Two years later, South Africa were ostracised from Test cricket. Nelson Mandela came to revere the great Australian batsman Don Bradman — whose batting average of 99.94 remains unmatched in Test history — for his politics as much as his cricket. As chairman of the Australian Cricket Board in 1971, Bradman stopped South Africa from touring the country, effectively confirming cricketing isolation for the rest of the apartheid years. When Mandela was visited by Australia’s former prime minister Malcolm Fraser at Cape Town’s Pollsmoor Prison in 1986, his first question was: “Tell me Mr Fraser, is Don Bradman still alive?” In 1990, when Mandela was finally released after 27 years in prison, Fraser presented him with a bat. It contained an inscription: “To Nelson Mandela. In recognition of a great unfinished innings — Don Bradman.”

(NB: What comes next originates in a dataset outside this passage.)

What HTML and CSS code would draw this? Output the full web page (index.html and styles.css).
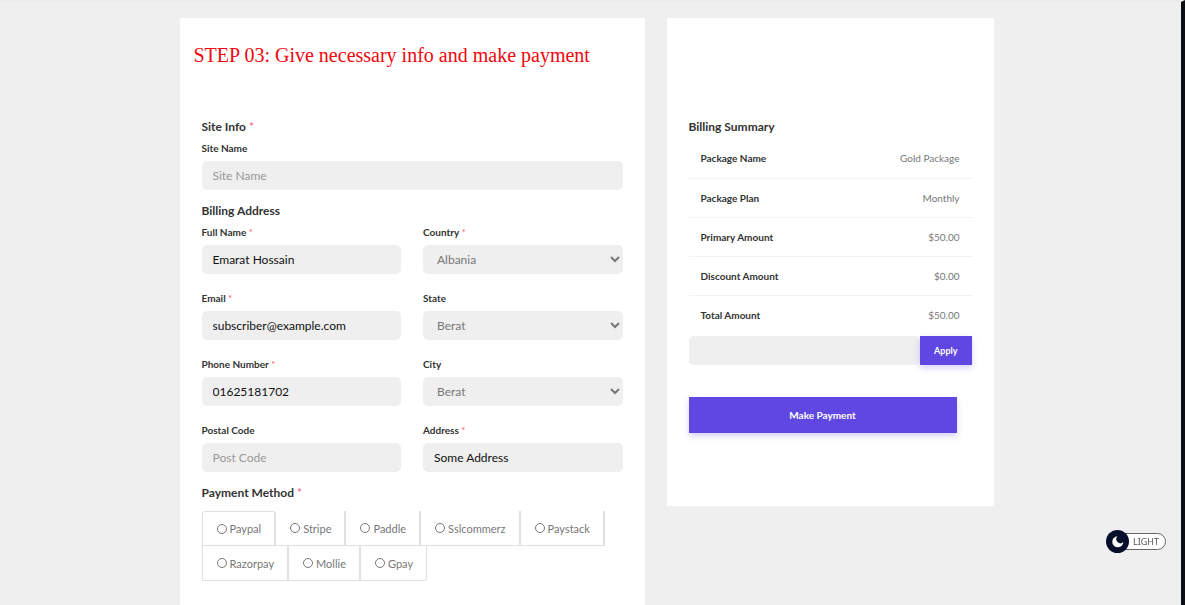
FILE: index.html
```html
<!DOCTYPE html>
<html lang="en">
<head>
    <meta charset="UTF-8">
    <meta name="viewport" content="width=device-width, initial-scale=1.0">
    <title>Make Payment</title>
    <link rel="stylesheet" href="styles.css">
</head>
<body>

    <main class="checkout">
        <form class="card" id="order-form">
            <h1 class="step-title">STEP 03: Give necessary info and make payment</h1>

            <div class="form-body">
                <h2>Site Info <span class="required">*</span></h2>
                <div class="field">
                    <label for="site-name">Site Name</label>
                    <input type="text" id="site-name" placeholder="Site Name">
                </div>

                <h2>Billing Address</h2>
                <div class="fields">
                    <div class="field">
                        <label for="full-name">Full Name <span class="required">*</span></label>
                        <input type="text" id="full-name" value="Emarat Hossain">
                    </div>
                    <div class="field">
                        <label for="country">Country <span class="required">*</span></label>
                        <select id="country"><option>Albania</option></select>
                    </div>
                    <div class="field">
                        <label for="email">Email <span class="required">*</span></label>
                        <input type="email" id="email" value="subscriber@example.com">
                    </div>
                    <div class="field">
                        <label for="state">State</label>
                        <select id="state"><option>Berat</option></select>
                    </div>
                    <div class="field">
                        <label for="phone">Phone Number <span class="required">*</span></label>
                        <input type="tel" id="phone" value="01625181702">
                    </div>
                    <div class="field">
                        <label for="city">City</label>
                        <select id="city"><option>Berat</option></select>
                    </div>
                    <div class="field">
                        <label for="post-code">Postal Code</label>
                        <input type="text" id="post-code" placeholder="Post Code">
                    </div>
                    <div class="field">
                        <label for="address">Address <span class="required">*</span></label>
                        <input type="text" id="address" value="Some Address">
                    </div>
                </div>

                <h2>Payment Method <span class="required">*</span></h2>
                <div class="methods">
                    <label class="method first"><input type="radio" name="method"> Paypal</label>
                    <label class="method"><input type="radio" name="method"> Stripe</label>
                    <label class="method"><input type="radio" name="method"> Paddle</label>
                    <label class="method"><input type="radio" name="method"> Sslcommerz</label>
                    <label class="method"><input type="radio" name="method"> Paystack</label>
                    <label class="method row-start"><input type="radio" name="method"> Razorpay</label>
                    <label class="method"><input type="radio" name="method"> Mollie</label>
                    <label class="method last"><input type="radio" name="method"> Gpay</label>
                </div>
            </div>
        </form>

        <aside class="card summary">
            <h2>Billing Summary</h2>
            <table class="summary-table">
                <tr><th scope="row">Package Name</th><td>Gold Package</td></tr>
                <tr><th scope="row">Package Plan</th><td>Monthly</td></tr>
                <tr><th scope="row">Primary Amount</th><td>$50.00</td></tr>
                <tr><th scope="row">Discount Amount</th><td>$0.00</td></tr>
                <tr><th scope="row">Total Amount</th><td>$50.00</td></tr>
            </table>
            <div class="coupon">
                <input type="text" aria-label="Coupon code">
                <button type="button" class="btn">Apply</button>
            </div>
            <button type="submit" form="order-form" class="btn pay">Make Payment</button>
        </aside>
    </main>

    <button type="button" class="theme-switch">
        <svg class="theme-icon" viewBox="0 0 22 22" aria-hidden="true">
            <circle cx="11" cy="11" r="11" fill="#050e2b"/>
            <path d="M11 6 A5.3 5.3 0 1 0 16.6 11.4 A3.5 3.5 0 0 1 11 6 Z" fill="#fff"/>
        </svg>
        <span class="theme-label">LIGHT</span>
    </button>

</body>
</html>
```
FILE: styles.css
```css
* {
    box-sizing: border-box;
}

body {
    margin: 0;
    min-height: 100vh;
    padding-right: 8px;
    background-color: #efefef;
    border-top: 2px solid #ebebeb;
    border-right: 4px solid #0c0f12;
    color: #333;
    font-family: Lato, sans-serif;
    font-size: 11px;
}

input, select, button {
    font-family: inherit;
}

.checkout {
    display: grid;
    grid-template-columns: 465fr 327fr;
    gap: 22px;
    align-items: start;
    max-width: 814px;
    min-height: calc(100vh - 2px);
    margin: 0 auto;
    padding-top: 16px;
}

.card {
    background-color: #fff;
}

#order-form {
    align-self: stretch;
}

.step-title {
    margin: 0;
    padding: 25px 14px 51px;
    color: #f2060d;
    font-family: "Liberation Serif", serif;
    font-size: 20px;
    font-weight: normal;
    line-height: 24px;
}

.form-body {
    padding: 0 22px 24px;
}

h2 {
    margin: 0 0 5px;
    font-size: 12px;
    line-height: 18px;
}

.required {
    color: #ff5c6c;
    font-weight: normal;
}

.field {
    display: flex;
    flex-direction: column;
    gap: 6px;
}

.field label {
    font-size: 10px;
    font-weight: bold;
    line-height: 14px;
}

.fields {
    display: grid;
    grid-template-columns: 1fr 1fr;
    gap: 17px 22px;
}

.field + h2,
.fields + h2 {
    margin-top: 12px;
}

.field input,
.field select,
.coupon input {
    width: 100%;
    height: 29px;
    padding: 0 11px;
    border: none;
    border-radius: 5px;
    background-color: #efefef;
    color: #111;
    font-size: 12px;
}

.field select {
    padding: 0 0 0 10px;
    color: #777;
}

.field input::placeholder {
    color: #999;
}

.methods {
    display: flex;
    flex-wrap: wrap;
    padding-top: 4px;
}

.method {
    display: flex;
    align-items: center;
    gap: 3px;
    height: 35px;
    padding: 0 13px 0 14px;
    border-right: 2px solid #e0e0e0;
    border-bottom: 1px solid #e0e0e0;
    color: #777;
}

.method input {
    width: 10px;
    height: 10px;
    margin: 0;
}

.method.first {
    border-top: 1px solid #e0e0e0;
    border-left: 1px solid #e0e0e0;
    border-radius: 3px 3px 0 0;
}

.method.row-start {
    border-left: 1px solid #e0e0e0;
}

.method.last {
    border-right-width: 1px;
    border-radius: 0 0 3px 0;
}

/* billing summary */
.summary {
    padding: 100px 22px 73px;
}

.summary h2 {
    margin-bottom: 3px;
}

.summary-table {
    width: 100%;
    border-collapse: collapse;
}

.summary-table th,
.summary-table td {
    height: 39px;
    padding: 0 12px;
    font-size: 10px;
    text-align: left;
}

.summary-table td {
    color: #777;
    text-align: right;
}

.summary-table tr + tr {
    border-top: 1px solid #f2f2f2;
}

.coupon {
    display: flex;
    margin-top: 2px;
}

.btn {
    flex: none;
    padding: 0 14px;
    border: none;
    background-color: #6147e1;
    box-shadow: 0 3px 6px rgba(97, 71, 225, 0.25);
    color: #fff;
    font-size: 9px;
    font-weight: bold;
}

.coupon input {
    flex: 1;
    min-width: 0;
}

.btn.pay {
    width: calc(100% - 15px);
    height: 36px;
    margin-top: 32px;
    font-size: 10px;
}

.theme-switch {
    position: fixed;
    right: 19px;
    bottom: 52px;
    display: flex;
    align-items: center;
    padding: 0;
    border: none;
    background: none;
}

.theme-icon {
    z-index: 1;
    width: 23px;
    height: 23px;
}

.theme-label {
    margin-left: -15px;
    padding: 0 6px 0 18px;
    border: 1px solid #666;
    border-radius: 9px;
    background-color: #fff;
    color: #555;
    font-family: "Noto Sans", sans-serif;
    font-size: 9px;
    line-height: 15px;
}
```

In 1992, after the abolition of apartheid, South Africa finally made their Test return. At Lord’s this June, Temba Bavuma, the first black South African to score a Test century and the first black man to captain the country in the format, led his side to victory in the World Test Championship final. Bavuma grew up in Langa, a township just outside Cape Town, playing street cricket before earning a scholarship to one of South Africa’s elite schools. His story attests to another function of Test cricket: as a tool of social mobility. The sight of Bavuma at Lord’s was a reminder of the continued resonance of an idiosyncratic game with an outsized importance. Test cricket, a game that demands 30 hours of attention, has always been an immersive antidote to the outside world. Perhaps the sense of being out of kilter with modernity will not be what kills Test cricket — but what keeps the format alive.